Let’s understand each of these methods in depth!

Filter Method

First, we will see about the filter method.

feature selection techniques| filter method

Source

In the filter method, we have three sub-components. The first component is that suppose I have all the set of features I will be selecting the best subset.

How I will be selecting the best subset?

We can apply various techniques. Some of the techniques I would like to tell you are the ANOVA test which is a statistical method and other one is the CHI SQUARE test and one more method I would specify is correlation coefficient. These are the three techniques we use to select some important features. The important features mean that these features will be much correlated with the target output.

Let’s take an example. Here I am having an independent variable X and a target variable Y.

X Y
1 10
2 20
3 30
4 40

In this scenario, you can see that as X increases, Y also increases. So, concerning the correlation coefficient, you can say that X and Y are highly correlated. We have two terms. One is covariance and the other one is a correlation. Covariance maps the value between 0 and 1. Correlation is between -1 to +1. This correlation is for the Pearson correlation coefficient.

The second technique is the wrapper method.

Wrapper Method

Wrapper method | feature selection techniques

Source

The wrapper method is quite simple when compared to the filter method. Here, you don’t need to apply any statistical kinds of stuff. You have to apply only a simple mechanism. There are three basic mechanisms in this.

Let me explain it.

Forward Selection

This method is used to select the best important features from the particular dataset concerning the target output. Forward selection works simply. It is an iterative method in which we start having no feature in the model. In each iteration, it will keep adding the feature.

Let me explain this with an example.

I am considering A, B, C, D, and E as my independent features. Let F be the output or target feature.

Initially, the model will train with feature A only and record the accuracy. In the next iteration, it will take A and B and train and record accuracy. If this accuracy is better than the previous accuracy, it will be considering adding B in its features set. Likewise, in each iteration, it will be adding different features until it reaches better accuracy.

This is what forward selection is.

Next, we will see about backward selection.

Backward Elimination

This works slightly differently. Let’s discuss the same example. A, B, C, D, and E are independent features. F is the target variable. Now, I will take all the independent features and train the model. Before training the model, I will just apply a statistical test. This test will say that which feature is having the lowest impact on the target variable. This is how backward elimination is implemented.

Let me explain the recursive feature elimination.
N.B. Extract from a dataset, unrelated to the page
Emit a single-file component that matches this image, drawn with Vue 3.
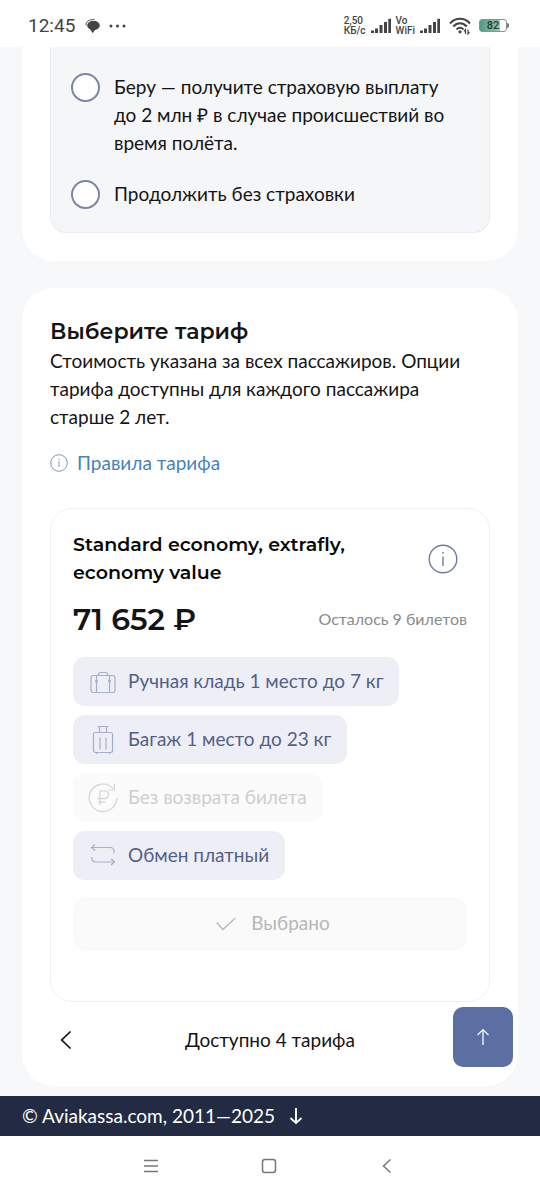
<script setup>
import { ref } from 'vue'

const insurance = ref('')
const choices = [
  { id: 'take', label: 'Беру — получите страховую выплату до 2 млн ₽ в случае происшествий во время полёта.' },
  { id: 'skip', label: 'Продолжить без страховки' }
]
const options = [
  { icon: 'bag', label: 'Ручная кладь 1 место до 7 кг' },
  { icon: 'suitcase', label: 'Багаж 1 место до 23 кг' },
  { icon: 'refund', label: 'Без возврата билета', off: true },
  { icon: 'exchange', label: 'Обмен платный' }
]
</script>

<template>
  <div class="page">
    <header class="status">
      <span class="clock">12:45</span>
      <svg class="chat" width="16" height="16" viewBox="0 0 16 16">
        <path d="M5 11L7.800 15.200L10.500 11z" fill="#444" />
        <ellipse cx="8.500" cy="7.500" rx="6.300" ry="4.700" fill="#444" />
        <path d="M1 7.500C.7 3.600 3.800 1.500 9.500 1.300" fill="none" stroke="#555" stroke-width="1" />
      </svg>
      <svg class="dots" width="18" height="4" viewBox="0 0 18 4" fill="#444">
        <circle cx="2" cy="2" r="1.5" /><circle cx="8.5" cy="2" r="1.5" /><circle cx="15" cy="2" r="1.5" />
      </svg>
      <div class="indicators">
        <span class="tiny"><span>2,50</span><span>КБ/с</span></span>
        <svg width="22" height="16" viewBox="0 0 22 16" fill="#444">
          <path d="M1 12.500h3V15H1zM5 10.500h3V15H5zM9.500 7h3v8h-3zM14 4h3v11h-3zM18.300 .8h2.700V15h-2.700z" />
        </svg>
        <span class="tiny"><span>Vo</span><span>WiFi</span></span>
        <svg width="22" height="16" viewBox="0 0 22 16" fill="#444">
          <path d="M1 12.500h3V15H1zM5 10.500h3V15H5zM9.500 7h3v8h-3zM14 4h3v11h-3zM18.300 .8h2.700V15h-2.700z" />
        </svg>
        <svg class="wifi" width="22" height="18" viewBox="0 0 22 18" fill="none" stroke="#444" stroke-width="2">
          <path d="M1 6.500C6.500 .3 15.500 .3 21 6.500M4.300 9.500c3.900-4.200 9.500-4.200 13.400 0M7.500 12.500c2.200-2.200 4.800-2.200 7 0" />
          <circle cx="11" cy="14.800" r="1.600" fill="#444" stroke="none" />
          <path d="M16.500 17v-4.500l-1.500 2M19 12.500V17l1.500-2" stroke-width="1.200" />
        </svg>
        <span class="battery">82</span>
        <span class="nub"></span>
      </div>
    </header>

    <main>
      <section class="panel insurance">
        <fieldset class="choices">
          <label v-for="c in choices" :key="c.id" class="choice">
            <input v-model="insurance" type="radio" name="insurance" :value="c.id" />
            <span>{{ c.label }}</span>
          </label>
        </fieldset>
      </section>

      <section class="panel fares">
        <h2>Выберите тариф</h2>
        <p class="lead">Стоимость указана за всех пассажиров. Опции тарифа доступны для каждого пассажира старше 2 лет.</p>
        <a class="rules" href="#rules">
          <svg width="18" height="18" viewBox="0 0 18 18" fill="none" stroke="#8199b5">
            <circle cx="9" cy="9" r="8.300" /><path d="M9 7.500V13M9 4.800v1.400" />
          </svg>
          <span>Правила тарифа</span>
        </a>

        <article class="fare">
          <div class="fare-head">
            <h3>Standard economy, extrafly, economy value</h3>
            <button class="info" type="button" aria-label="Информация о тарифе">
              <svg width="30" height="30" viewBox="0 0 30 30" fill="none" stroke="#707d9b">
                <circle cx="15" cy="15" r="13.800" stroke-width="1.400" />
                <path d="M15 12.500V22M15 8v1.800" stroke-width="1.400" />
              </svg>
            </button>
          </div>
          <div class="price-row">
            <strong>71 652 ₽</strong>
            <span>Осталось 9 билетов</span>
          </div>
          <ul class="options">
            <li v-for="o in options" :key="o.icon" :class="{ off: o.off }">
              <svg width="30" height="30" viewBox="0 0 30 30" fill="none" stroke="currentColor" stroke-width="1.200">
                <g v-if="o.icon === 'bag'">
                  <rect x="3" y="8.500" width="24" height="17" rx="2.500" />
                  <path d="M10.500 8.500V7.500q0-2 2-2h5q2 0 2 2v1M8.500 8.500v17M21.500 8.500v17M7 13.500h3M20 13.500h3M7 15h3M20 15h3" />
                </g>
                <g v-else-if="o.icon === 'suitcase'">
                  <rect x="5.500" y="7.500" width="19" height="20" rx="2" />
                  <path d="M9.500 1.500h11M11.500 1.500v6M18.500 1.500v6M12 12.500v12M18 12.500v12M8.500 27.500v1.500M21.500 27.500v1.500" />
                </g>
                <g v-else-if="o.icon === 'refund'">
                  <path d="M25 5.300A13.800 13.800 0 1 0 28.800 15M26.500 1v6h-6M12 22V8h4.500q4 0 4 3.800t-4 3.800H9.500M9.500 19h8" />
                </g>
                <g v-else>
                  <path d="M7 3.500L3.500 6.500L7 9.500M3.500 6.500H22q4 0 4 4v2M23 18l3.500 3L23 24M26.500 21H8q-4.500 0-4.500-5" />
                </g>
              </svg>
              <span>{{ o.label }}</span>
            </li>
          </ul>
          <button class="chosen" type="button" disabled>
            <svg width="20" height="14" viewBox="0 0 20 14" fill="none" stroke="currentColor" stroke-width="1.300">
              <path d="M.7 5.500L7 12.500L19.300 1" />
            </svg>
            <span>Выбрано</span>
          </button>
        </article>

        <nav class="pager">
          <button type="button" aria-label="Предыдущий тариф">
            <svg width="12" height="20" viewBox="0 0 12 20" fill="none" stroke="#111" stroke-width="1.700">
              <path d="M10.500 1.500L1.700 10l8.800 8.500" />
            </svg>
          </button>
          <span>Доступно 4 тарифа</span>
        </nav>
      </section>
    </main>

    <button class="to-top" type="button" aria-label="Наверх">
      <svg width="14" height="18" viewBox="0 0 14 18" fill="none" stroke="#e4e9f6" stroke-width="1.500">
        <path d="M7 17V2M1.500 7L7 1.700L12.500 7" />
      </svg>
    </button>

    <footer class="copyright">
      <span>© Aviakassa.com, 2011—2025</span>
      <svg width="14" height="18" viewBox="0 0 14 18" fill="none" stroke="#fff" stroke-width="1.900">
        <path d="M7 1v15M1.500 11L7 16l5.500-5" />
      </svg>
    </footer>

    <nav class="system">
      <button type="button" aria-label="Недавние приложения">
        <svg width="16" height="14" viewBox="0 0 16 14" stroke="#777" stroke-width="1.500"><path d="M1 1.500h14M1 7h14M1 12.500h14" /></svg>
      </button>
      <button type="button" aria-label="Домой">
        <svg width="16" height="16" viewBox="0 0 16 16" fill="none" stroke="#777" stroke-width="1.500"><rect x="1.500" y="1.500" width="13" height="13" rx="2.500" /></svg>
      </button>
      <button type="button" aria-label="Назад">
        <svg width="16" height="16" viewBox="0 0 16 16" fill="none" stroke="#777" stroke-width="1.500"><path d="M11.500 1.500L4.500 8l7 6.500" /></svg>
      </button>
    </nav>
  </div>
</template>

<style>
body {
  margin: 0;
}
</style>

<style scoped>
.page {
  display: flex;
  flex-direction: column;
  min-height: 100vh;
  background: #f6f8fa;
  color: #141414;
  font: 19px/28px Lato, "Open Sans", sans-serif;
}
.page * {
  box-sizing: border-box;
}
button {
  display: flex;
  align-items: center;
  justify-content: center;
  margin: 0;
  padding: 0;
  border: 0;
  background: none;
  font: inherit;
  color: inherit;
}
svg {
  flex: none;
  display: block;
}
.status {
  display: flex;
  align-items: center;
  height: 47px;
  padding: 4px 31px 0 28px;
  background: #fff;
  color: #444;
  font-family: Roboto, sans-serif;
}
.clock {
  font-size: 19px;
}
.chat {
  margin-left: 10px;
}
.dots {
  margin-left: 8px;
}
.indicators {
  display: flex;
  align-items: center;
  gap: 4px;
  margin-left: auto;
}
.tiny {
  display: flex;
  flex-direction: column;
  font: 500 10px/10px Roboto, sans-serif;
}
.wifi {
  margin: 0 4px;
}
.battery {
  width: 28px;
  height: 13px;
  border: 1px solid #8a938f;
  border-radius: 3px;
  background: linear-gradient(90deg, #4f9b88, #9dc9a9 78%, #fff 78%);
  color: #243c36;
  font: 500 11px/11px Roboto, sans-serif;
  text-align: center;
}
.nub {
  width: 2px;
  height: 5px;
  margin-left: -4px;
  border-radius: 0 2px 2px 0;
  background: #777;
}
main {
  display: flex;
  flex-direction: column;
  gap: 27px;
  padding: 0 22px 10px;
}
.panel {
  padding: 28px;
  border-radius: 32px;
  background: #fff;
}
.insurance {
  padding-top: 0;
  border-radius: 0 0 32px 32px;
}
.fares {
  padding-top: 29px;
  padding-bottom: 32px;
}
.choices {
  display: flex;
  flex-direction: column;
  gap: 23px;
  margin: 0;
  padding: 26px 32px 23px 20px;
  border: 1px solid #eaecf2;
  border-top: 0;
  border-radius: 0 0 16px 16px;
  background: #f4f6f8;
}
.choice {
  display: flex;
  align-items: flex-start;
  gap: 14px;
}
input {
  flex: none;
  appearance: none;
  width: 29px;
  height: 29px;
  margin: 0;
  border: 2px solid #7d86a4;
  border-radius: 50%;
  background: #fff;
}
input:checked {
  border-width: 9px;
}
h2,
h3,
p,
ul {
  margin: 0;
  padding: 0;
}
h2 {
  font: 600 22px/30px Montserrat, "Open Sans", sans-serif;
}
.lead {
  padding-right: 20px;
}
.rules {
  display: inline-flex;
  align-items: center;
  gap: 9px;
  margin-top: 18px;
  color: #4583bb;
  text-decoration: none;
}
.fare {
  margin-top: 29px;
  padding: 22px 22px 50px;
  border: 1px solid #f0f1f3;
  border-radius: 22px;
}
.fare-head {
  display: flex;
  align-items: center;
  justify-content: space-between;
  gap: 24px;
  padding-right: 9px;
}
h3 {
  max-width: 300px;
  font: 600 19px/28px Montserrat, "Open Sans", sans-serif;
  color: #080808;
}
.price-row {
  display: flex;
  align-items: center;
  justify-content: space-between;
  margin-top: 13px;
}
.price-row strong {
  font: 600 30px/40px Montserrat, "Open Sans", sans-serif;
}
.price-row span {
  padding-bottom: 2px;
  color: #8b8b8b;
  font-size: 16px;
}
.options {
  display: flex;
  flex-direction: column;
  align-items: flex-start;
  gap: 9px;
  margin-top: 17px;
  list-style: none;
}
.options li {
  display: flex;
  align-items: center;
  gap: 10px;
  height: 49px;
  padding: 0 16px 0 15px;
  border-radius: 12px;
  background: #eeeff6;
  color: #535f88;
}
.options span,
.chosen span {
  padding-bottom: 2px;
}
.options svg {
  color: #a7aeca;
}
.options .off {
  background: #fbfbfb;
  color: #cecece;
}
.options .off svg {
  color: #d2d2d2;
}
.chosen {
  gap: 15px;
  width: 100%;
  height: 54px;
  margin-top: 17px;
  padding-left: 6px;
  border-radius: 14px;
  background: #fafafa;
  color: #b6b6b6;
}
.pager {
  display: grid;
  grid-template-columns: 32px 1fr 32px;
  align-items: center;
  margin-top: 24px;
  text-align: center;
}
.pager button {
  height: 28px;
}
.to-top {
  position: fixed;
  right: 27px;
  bottom: 133px;
  width: 60px;
  height: 60px;
  border-radius: 10px;
  background: #5b6fa3;
}
.copyright {
  display: flex;
  align-items: center;
  gap: 14px;
  height: 40px;
  padding: 0 22px;
  background: #232b43;
  color: #fff;
}
.system {
  display: flex;
  flex: 1;
  align-items: center;
  justify-content: center;
  gap: 70px;
  min-height: 60px;
  padding: 0 2px 4px 0;
  background: #fff;
}
.system button {
  width: 48px;
  height: 48px;
}
</style>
Recursive Feature Elimination

It is a greedy optimization algorithm. The main aim of this method is to select a best-performing feature subset. It will not randomly select any feature. Rather than, it will find out which is the most useful feature. And in the next iteration, it will add the next useful feature concerning the target variable. Finally, it will rank all the features and eliminate the lower ones.

Remember that the above-mentioned techniques are useful when the dataset is small.

But in reality, you will get a large dataset.

Let’s try to understand the third technique called embedded methods.

Embedded Methods

embeded method | feature selection techniques

Source

Let me start with an example. I am having A, B, C, D, and E as independent variables. F is the target variable. The embedded technique creates a lot of subsets from the particular dataset. Sometimes, it may give A to the model and find the accuracy. It may give AB to the model and find the accuracy. It will try to do all the permutations and combinations. Whichever subset is having the maximum accuracy, that will be selected as a subset of features which will later be given to the dataset for training. That is how an embedded method works.

Let’s go and find out how univariate selection is done.

Univariate Selection

Univariate selection is a statistical test and it can be used to select those features that have the strongest relationship with the target variable.

Here, I am using the SelectKBest library. Suppose if you give K value as 5. It will find out the best 5 attributes concerning the target variable.

I am using a mobile price classification dataset. you can download it here.

import pandas as pd
import numpy as np
from sklearn.feature_selection import SelectKBest
from sklearn.feature_selection import chi2
data = pd.read_csv("train.csv")
X = data.iloc[:,0:20]  
y = data.iloc[:,-1]

The dataset has many features. We have to select the best one. Because as you know in the curse of dimension, if I increase the number of features after a particular threshold value, the accuracy of the model will decrease.
For that, I am using univariate selection and the SelectKBest.

bestfeatures = SelectKBest(score_func=chi2, k=10)
fit = bestfeatures.fit(X,y)

After fitting, I will get two different parameters. One is fit.scores which will calculate the score with respect to the chi-square test value.

dfscores = pd.DataFrame(fit.scores_)
dfcolumns = pd.DataFrame(X.columns)

I am concatenating in the next statement for better visualization and I am renaming the column as Specs and Score.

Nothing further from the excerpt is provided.